Michele Di Piedi (born 21 December 1980) is an Italian professional football former player and manager.

==Biography==
===Early career and Sheffield Wednesday (1997–2003)===
Di Piedi was born in Palermo, Sicily, and began his career at U.S. Siracusa before signing for Perugia in 1999. However, he made no league appearances in his only season at the club. In summer 2000, he moved to Sheffield Wednesday, as Paul Jewell's first acquisition for the South Yorkshire club after their relegation from the Premier League the previous season. Di Piedi made his debut for Wednesday in their first game since relegation from The Premiership against Wolverhampton Wanderers at The Molineux on 13 August 2000, at the age of 19 as a 60th-minute substitute for Gilles De Bilde, with Andy Booth scoring a 79th-minute equaliser after Kevin Pressman was sent off in the first minute.
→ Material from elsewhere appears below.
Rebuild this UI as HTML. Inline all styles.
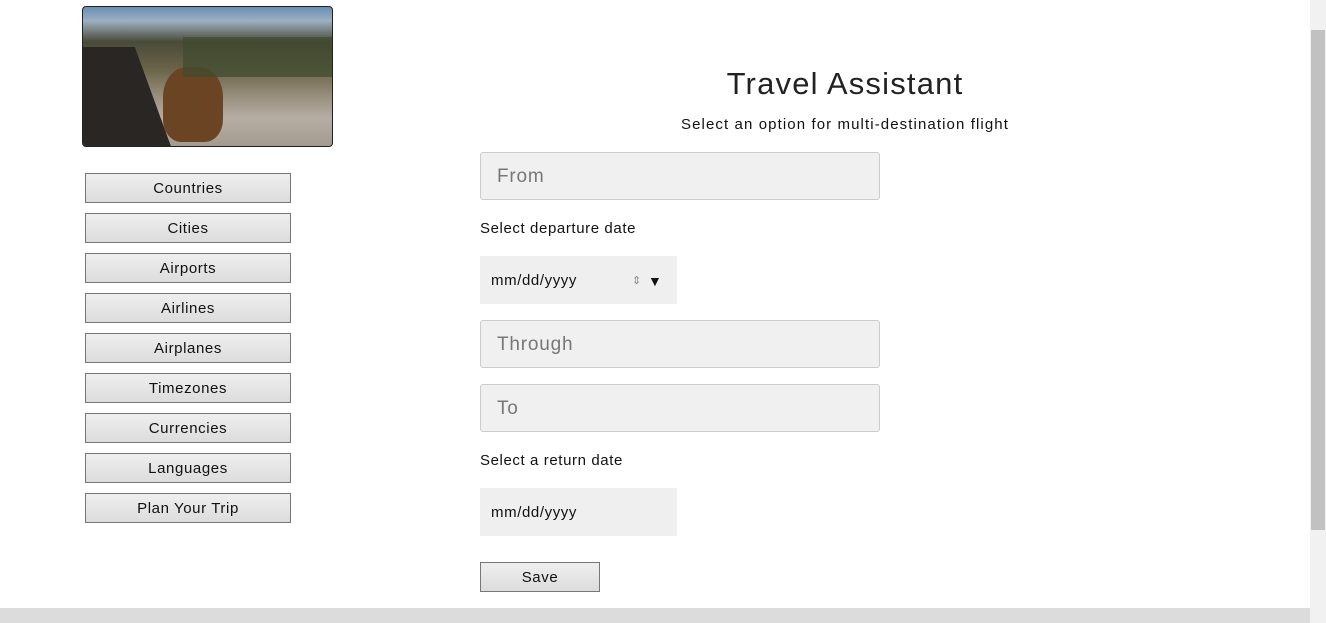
<!DOCTYPE html>
<html><head><style>
body{margin:0;width:1326px;height:623px;overflow:hidden;background:#fff;font-family:"Liberation Sans",sans-serif;color:#111;position:relative}
.a{position:absolute}
.img{left:82px;top:6px;width:249px;height:139px;border:1px solid #222;border-radius:4px;overflow:hidden;
background:linear-gradient(180deg,#6a8fb5 0%,#9db0c0 10%,#4a4a3a 25%,#6a6448 45%,#9a9080 65%,#b6aea4 80%,#a39a90 100%)}
.btn{left:85px;width:204px;height:28px;border:1px solid #777;background:linear-gradient(#efefef,#dcdcdc);font-size:15px;text-align:center;line-height:30px;letter-spacing:.6px}
.inp{left:480px;background:#f0f0f0;border:1px solid #ccc;border-radius:3px;font-size:19px;color:#777;line-height:48px;padding-left:16px;box-sizing:border-box;width:400px;height:48px;letter-spacing:.8px}
.lbl{left:480px;font-size:15px;letter-spacing:.6px}
.date{left:480px;width:197px;height:48px;background:#efefef;font-size:15px;line-height:50px;padding-left:11px;box-sizing:border-box;letter-spacing:.6px}
</style></head><body>
<div class="a img">
<div class="a" style="left:-20px;top:40px;width:90px;height:100px;background:#2a2624;transform:skewX(20deg)"></div>
<div class="a" style="left:80px;top:60px;width:60px;height:75px;border-radius:40% 40% 30% 30%;background:#6b4424"></div>
<div class="a" style="left:100px;top:30px;width:150px;height:40px;background:#3f4a2e;opacity:.7"></div>
</div>
<div class="a btn" style="top:173px">Countries</div>
<div class="a btn" style="top:213px">Cities</div>
<div class="a btn" style="top:253px">Airports</div>
<div class="a btn" style="top:293px">Airlines</div>
<div class="a btn" style="top:333px">Airplanes</div>
<div class="a btn" style="top:373px">Timezones</div>
<div class="a btn" style="top:413px">Currencies</div>
<div class="a btn" style="top:453px">Languages</div>
<div class="a btn" style="top:493px">Plan Your Trip</div>
<div class="a" style="left:670px;width:350px;top:66px;text-align:center;font-size:31px;letter-spacing:1.2px;color:#222">Travel Assistant</div>
<div class="a" style="left:625px;width:440px;top:116px;text-align:center;font-size:15px;letter-spacing:1.1px">Select an option for multi-destination flight</div>
<div class="a inp" style="top:152px">From</div>
<div class="a lbl" style="top:220px">Select departure date</div>
<div class="a date" style="top:256px">mm/dd/yyyy<span class="a" style="left:152px;top:0;font-size:11px;color:#888">⇕</span><span class="a" style="left:168px;top:0;font-size:14px">▼</span></div>
<div class="a inp" style="top:320px">Through</div>
<div class="a inp" style="top:384px">To</div>
<div class="a lbl" style="top:452px">Select a return date</div>
<div class="a date" style="top:488px">mm/dd/yyyy</div>
<div class="a btn" style="left:480px;top:562px;width:118px">Save</div>
<div class="a" style="left:1310px;top:0;width:16px;height:623px;background:#f1f1f1"></div>
<div class="a" style="left:1311px;top:30px;width:14px;height:500px;background:#c1c1c1"></div>
<div class="a" style="left:0;top:608px;width:1310px;height:15px;background:#dcdcdc"></div>
</body></html>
Di Piedi was immediately welcomed by the Wednesday fans who saw echoes of recent Italian heroes; Paolo Di Canio and Benito Carbone. He showed signs he was full of energy, chasing lost causes and what he lacked in skill he made up for with his effort. His first goal for the club was a spectacular strike on his first start and was the only goal in a game away at Grimsby on 26 August. He scored some wonderful goals for The Owls, his last-minute strike at Birmingham City is well remembered by those who saw it, as he tore his shirt off, placed it on the corner flag and waved it in the air in front of the thousands of travelling Owls fans at St Andrews. His debut season was a big success with some great goals and performances which won him a four-year contract. His second season was ruined by injuries and he never fulfilled his earlier impact, although he did wow the crowds with a fantastic long-range overhead kick against Sunderland in the League Cup that saw the team progress against Premiership opposition. He scored seven goals in ten starts and thirty four substitute appearances for Wednesday.

===Cyprus, Italy and return to England (2004–2007)===
After spending time on loan at Norwegian side Odd Grenland in 2002 and Bristol Rovers in 2003 he was released by the club due to his child being ill and he returned to Italy to play for A.S. Sora but returned the next year for a trial at Bournemouth, after he had been recommended to them by Efan Ekoku. However, he failed to earn a permanent contract after breaking his neck in training. He then had a short spell at Cypriot side APOEL Nicosia in which he won the Cypriot Super Cup, before moving to Sicily to play for Serie C2 side Gela FC. He would again return to England in the summer of 2006, signing for Doncaster Rovers after having trials at Gillingham and Yeovil Town. Unfortunately he only made three appearances and did not score before returning to his native country again.

===Back in Italy (2007–2010)===
After leaving England, he returned to Italy to play at lower-level leagues, including Lega Pro Seconda Divisione with Nuorese and Serie D with Calabrians Castrovillari and Vigor Lamezia throughout the 2009–10 season. In August 2010 he was signed by Western Sicilian club Mazara on a free transfer. He left the club by mutual consent on 29 November 2010.

===Journeyman years and Gibraltar (2012–present)===
After several years playing across eastern Europe, Asia and South America, Di Piedi signed for newly promoted Gibraltar Premier Division team Mons Calpe in August 2016, in order to help the ambitious club challenge the top two teams of Lincoln Red Imps and Europa. Despite a mid-season spell out with injury, Di Piedi proved a crucial figure Mons Calpe's first season in the top flight of Gibraltarian football, contributing along with fellow marquee player Hugo Colace to guide them to a comfortable top half finish, after a winter dip in form during his absence saw their UEFA Europa League aspirations fade.

He then served as player-manager of Glacis United.

==Managerial career==
In September 2019, Di Piedi was appointed player-manager of Glacis United during the abandoned 2019–20 season. He returned to the club solely as manager for the 2021–22 season and guided Glacis to a 5th place finish. A 6th place finish followed the next season, before Di Piedi left the club in summer 2023.

In January 2024 Di Piedi was appointed as manager of struggling Europa, who at the time were 10th of 11 teams in the 2023–24 Gibraltar Football League. His arrival saw an upturn in form which resulted in an 8th place finish, as well as an appearance in the 2023–24 Rock Cup final, a first cup final appearance for Di Piedi as manager.